--- SUPPLIED MATERIAL ---
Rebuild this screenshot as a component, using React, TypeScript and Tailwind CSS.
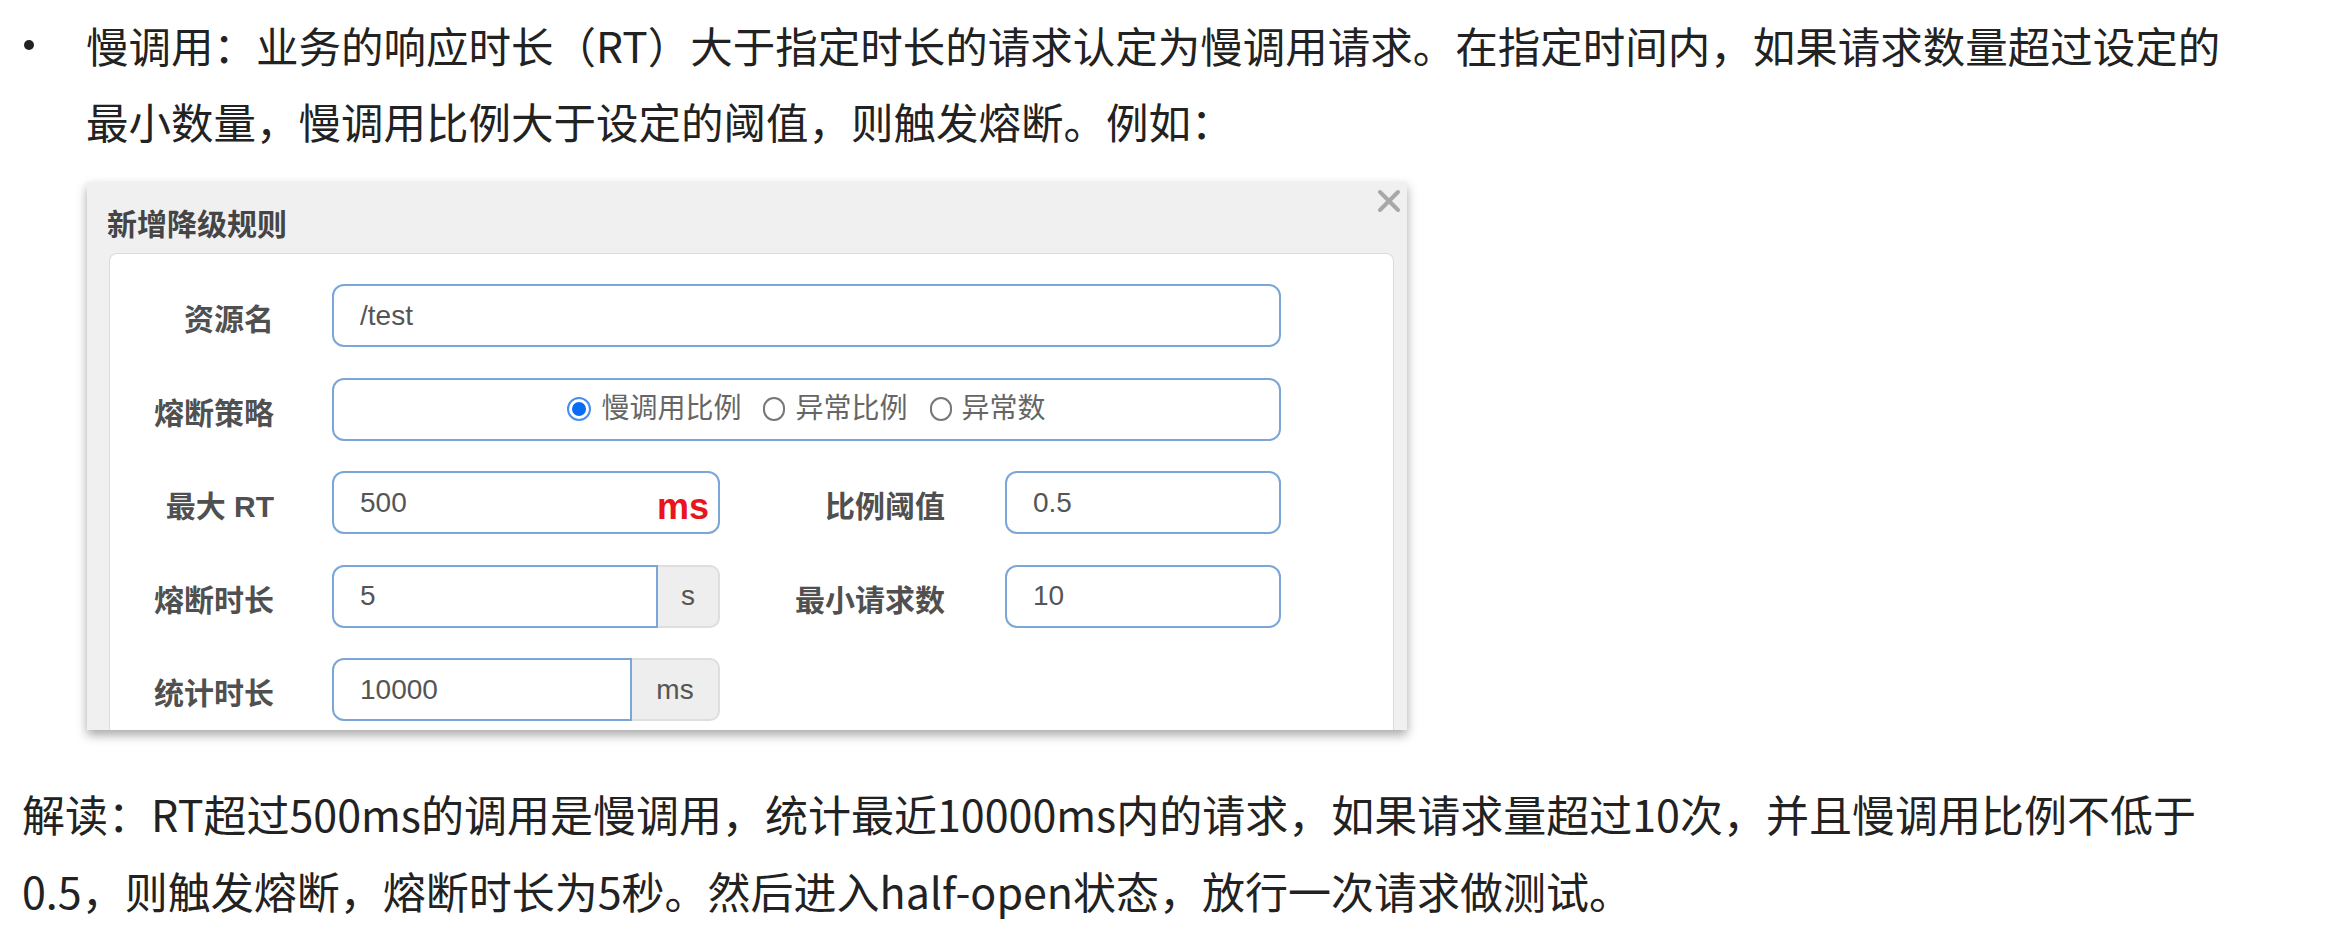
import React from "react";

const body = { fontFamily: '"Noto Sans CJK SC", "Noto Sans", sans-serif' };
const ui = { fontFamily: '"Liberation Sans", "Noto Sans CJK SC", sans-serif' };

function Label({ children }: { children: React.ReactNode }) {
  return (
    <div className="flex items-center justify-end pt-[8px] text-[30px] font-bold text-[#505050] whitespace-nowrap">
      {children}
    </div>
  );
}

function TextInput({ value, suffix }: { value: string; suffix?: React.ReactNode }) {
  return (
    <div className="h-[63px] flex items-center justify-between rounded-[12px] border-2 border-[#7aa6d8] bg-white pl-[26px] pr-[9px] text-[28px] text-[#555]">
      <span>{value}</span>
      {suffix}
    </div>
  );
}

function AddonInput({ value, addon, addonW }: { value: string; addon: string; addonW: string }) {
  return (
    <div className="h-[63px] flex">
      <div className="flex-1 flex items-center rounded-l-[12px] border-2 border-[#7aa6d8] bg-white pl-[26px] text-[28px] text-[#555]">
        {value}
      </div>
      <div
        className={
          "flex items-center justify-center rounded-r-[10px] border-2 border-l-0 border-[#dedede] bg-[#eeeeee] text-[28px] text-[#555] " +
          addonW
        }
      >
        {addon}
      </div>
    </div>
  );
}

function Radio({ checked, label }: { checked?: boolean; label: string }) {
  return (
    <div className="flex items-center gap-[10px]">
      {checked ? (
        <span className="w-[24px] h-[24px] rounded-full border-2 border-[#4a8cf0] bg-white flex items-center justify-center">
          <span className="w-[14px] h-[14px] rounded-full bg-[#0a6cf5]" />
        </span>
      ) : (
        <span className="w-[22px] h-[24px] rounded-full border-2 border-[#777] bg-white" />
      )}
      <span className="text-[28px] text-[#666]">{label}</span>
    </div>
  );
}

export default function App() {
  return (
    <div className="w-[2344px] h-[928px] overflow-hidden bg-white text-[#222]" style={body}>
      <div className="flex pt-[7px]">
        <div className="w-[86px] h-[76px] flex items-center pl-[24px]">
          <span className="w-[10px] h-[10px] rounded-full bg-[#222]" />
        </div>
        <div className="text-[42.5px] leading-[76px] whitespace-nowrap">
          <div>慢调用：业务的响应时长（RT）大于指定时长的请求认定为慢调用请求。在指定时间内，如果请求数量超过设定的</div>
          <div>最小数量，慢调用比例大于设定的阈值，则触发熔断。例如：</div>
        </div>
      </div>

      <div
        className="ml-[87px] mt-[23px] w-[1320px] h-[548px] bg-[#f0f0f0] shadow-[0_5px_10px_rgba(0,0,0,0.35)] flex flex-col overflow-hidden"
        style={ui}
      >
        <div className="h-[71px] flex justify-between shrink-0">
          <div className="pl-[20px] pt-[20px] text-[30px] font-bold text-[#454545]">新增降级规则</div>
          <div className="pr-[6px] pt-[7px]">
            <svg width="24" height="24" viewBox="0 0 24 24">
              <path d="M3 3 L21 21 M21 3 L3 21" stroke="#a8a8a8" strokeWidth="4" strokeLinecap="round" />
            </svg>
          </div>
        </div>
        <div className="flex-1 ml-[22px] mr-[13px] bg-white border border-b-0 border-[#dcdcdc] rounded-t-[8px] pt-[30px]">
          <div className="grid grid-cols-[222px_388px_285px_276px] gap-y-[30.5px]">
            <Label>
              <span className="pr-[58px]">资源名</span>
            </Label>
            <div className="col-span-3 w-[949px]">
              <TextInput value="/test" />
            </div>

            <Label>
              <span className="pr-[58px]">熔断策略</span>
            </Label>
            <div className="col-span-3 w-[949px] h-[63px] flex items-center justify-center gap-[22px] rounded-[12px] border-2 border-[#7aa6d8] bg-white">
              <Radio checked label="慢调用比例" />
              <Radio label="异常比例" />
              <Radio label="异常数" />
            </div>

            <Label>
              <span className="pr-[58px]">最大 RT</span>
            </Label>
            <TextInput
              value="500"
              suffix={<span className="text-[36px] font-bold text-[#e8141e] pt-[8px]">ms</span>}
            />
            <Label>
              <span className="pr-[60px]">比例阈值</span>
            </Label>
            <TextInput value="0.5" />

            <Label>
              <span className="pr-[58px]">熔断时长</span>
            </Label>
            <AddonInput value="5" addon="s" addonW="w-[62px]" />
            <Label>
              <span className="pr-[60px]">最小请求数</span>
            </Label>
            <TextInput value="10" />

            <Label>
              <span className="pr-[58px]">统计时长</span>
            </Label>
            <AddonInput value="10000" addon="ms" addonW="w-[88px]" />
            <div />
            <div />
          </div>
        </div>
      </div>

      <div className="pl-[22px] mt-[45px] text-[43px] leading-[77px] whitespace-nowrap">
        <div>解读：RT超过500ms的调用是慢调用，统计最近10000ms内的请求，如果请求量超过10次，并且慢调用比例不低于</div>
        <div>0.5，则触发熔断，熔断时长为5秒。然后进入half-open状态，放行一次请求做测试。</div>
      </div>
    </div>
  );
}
---
● EXERCISE:
Transcribe each line above verbatim, with the pictures left out.

● ANSWER TO THIS PROBLEM:
Rebuild this screenshot as a component, using React, TypeScript and Tailwind CSS.
import React from "react";

const body = { fontFamily: '"Noto Sans CJK SC", "Noto Sans", sans-serif' };
const ui = { fontFamily: '"Liberation Sans", "Noto Sans CJK SC", sans-serif' };

function Label({ children }: { children: React.ReactNode }) {
  return (
    <div className="flex items-center justify-end pt-[8px] text-[30px] font-bold text-[#505050] whitespace-nowrap">
      {children}
    </div>
  );
}

function TextInput({ value, suffix }: { value: string; suffix?: React.ReactNode }) {
  return (
    <div className="h-[63px] flex items-center justify-between rounded-[12px] border-2 border-[#7aa6d8] bg-white pl-[26px] pr-[9px] text-[28px] text-[#555]">
      <span>{value}</span>
      {suffix}
    </div>
  );
}

function AddonInput({ value, addon, addonW }: { value: string; addon: string; addonW: string }) {
  return (
    <div className="h-[63px] flex">
      <div className="flex-1 flex items-center rounded-l-[12px] border-2 border-[#7aa6d8] bg-white pl-[26px] text-[28px] text-[#555]">
        {value}
      </div>
      <div
        className={
          "flex items-center justify-center rounded-r-[10px] border-2 border-l-0 border-[#dedede] bg-[#eeeeee] text-[28px] text-[#555] " +
          addonW
        }
      >
        {addon}
      </div>
    </div>
  );
}

function Radio({ checked, label }: { checked?: boolean; label: string }) {
  return (
    <div className="flex items-center gap-[10px]">
      {checked ? (
        <span className="w-[24px] h-[24px] rounded-full border-2 border-[#4a8cf0] bg-white flex items-center justify-center">
          <span className="w-[14px] h-[14px] rounded-full bg-[#0a6cf5]" />
        </span>
      ) : (
        <span className="w-[22px] h-[24px] rounded-full border-2 border-[#777] bg-white" />
      )}
      <span className="text-[28px] text-[#666]">{label}</span>
    </div>
  );
}

export default function App() {
  return (
    <div className="w-[2344px] h-[928px] overflow-hidden bg-white text-[#222]" style={body}>
      <div className="flex pt-[7px]">
        <div className="w-[86px] h-[76px] flex items-center pl-[24px]">
          <span className="w-[10px] h-[10px] rounded-full bg-[#222]" />
        </div>
        <div className="text-[42.5px] leading-[76px] whitespace-nowrap">
          <div>慢调用：业务的响应时长（RT）大于指定时长的请求认定为慢调用请求。在指定时间内，如果请求数量超过设定的</div>
          <div>最小数量，慢调用比例大于设定的阈值，则触发熔断。例如：</div>
        </div>
      </div>

      <div
        className="ml-[87px] mt-[23px] w-[1320px] h-[548px] bg-[#f0f0f0] shadow-[0_5px_10px_rgba(0,0,0,0.35)] flex flex-col overflow-hidden"
        style={ui}
      >
        <div className="h-[71px] flex justify-between shrink-0">
          <div className="pl-[20px] pt-[20px] text-[30px] font-bold text-[#454545]">新增降级规则</div>
          <div className="pr-[6px] pt-[7px]">
            <svg width="24" height="24" viewBox="0 0 24 24">
              <path d="M3 3 L21 21 M21 3 L3 21" stroke="#a8a8a8" strokeWidth="4" strokeLinecap="round" />
            </svg>
          </div>
        </div>
        <div className="flex-1 ml-[22px] mr-[13px] bg-white border border-b-0 border-[#dcdcdc] rounded-t-[8px] pt-[30px]">
          <div className="grid grid-cols-[222px_388px_285px_276px] gap-y-[30.5px]">
            <Label>
              <span className="pr-[58px]">资源名</span>
            </Label>
            <div className="col-span-3 w-[949px]">
              <TextInput value="/test" />
            </div>

            <Label>
              <span className="pr-[58px]">熔断策略</span>
            </Label>
            <div className="col-span-3 w-[949px] h-[63px] flex items-center justify-center gap-[22px] rounded-[12px] border-2 border-[#7aa6d8] bg-white">
              <Radio checked label="慢调用比例" />
              <Radio label="异常比例" />
              <Radio label="异常数" />
            </div>

            <Label>
              <span className="pr-[58px]">最大 RT</span>
            </Label>
            <TextInput
              value="500"
              suffix={<span className="text-[36px] font-bold text-[#e8141e] pt-[8px]">ms</span>}
            />
            <Label>
              <span className="pr-[60px]">比例阈值</span>
            </Label>
            <TextInput value="0.5" />

            <Label>
              <span className="pr-[58px]">熔断时长</span>
            </Label>
            <AddonInput value="5" addon="s" addonW="w-[62px]" />
            <Label>
              <span className="pr-[60px]">最小请求数</span>
            </Label>
            <TextInput value="10" />

            <Label>
              <span className="pr-[58px]">统计时长</span>
            </Label>
            <AddonInput value="10000" addon="ms" addonW="w-[88px]" />
            <div />
            <div />
          </div>
        </div>
      </div>

      <div className="pl-[22px] mt-[45px] text-[43px] leading-[77px] whitespace-nowrap">
        <div>解读：RT超过500ms的调用是慢调用，统计最近10000ms内的请求，如果请求量超过10次，并且慢调用比例不低于</div>
        <div>0.5，则触发熔断，熔断时长为5秒。然后进入half-open状态，放行一次请求做测试。</div>
      </div>
    </div>
  );
}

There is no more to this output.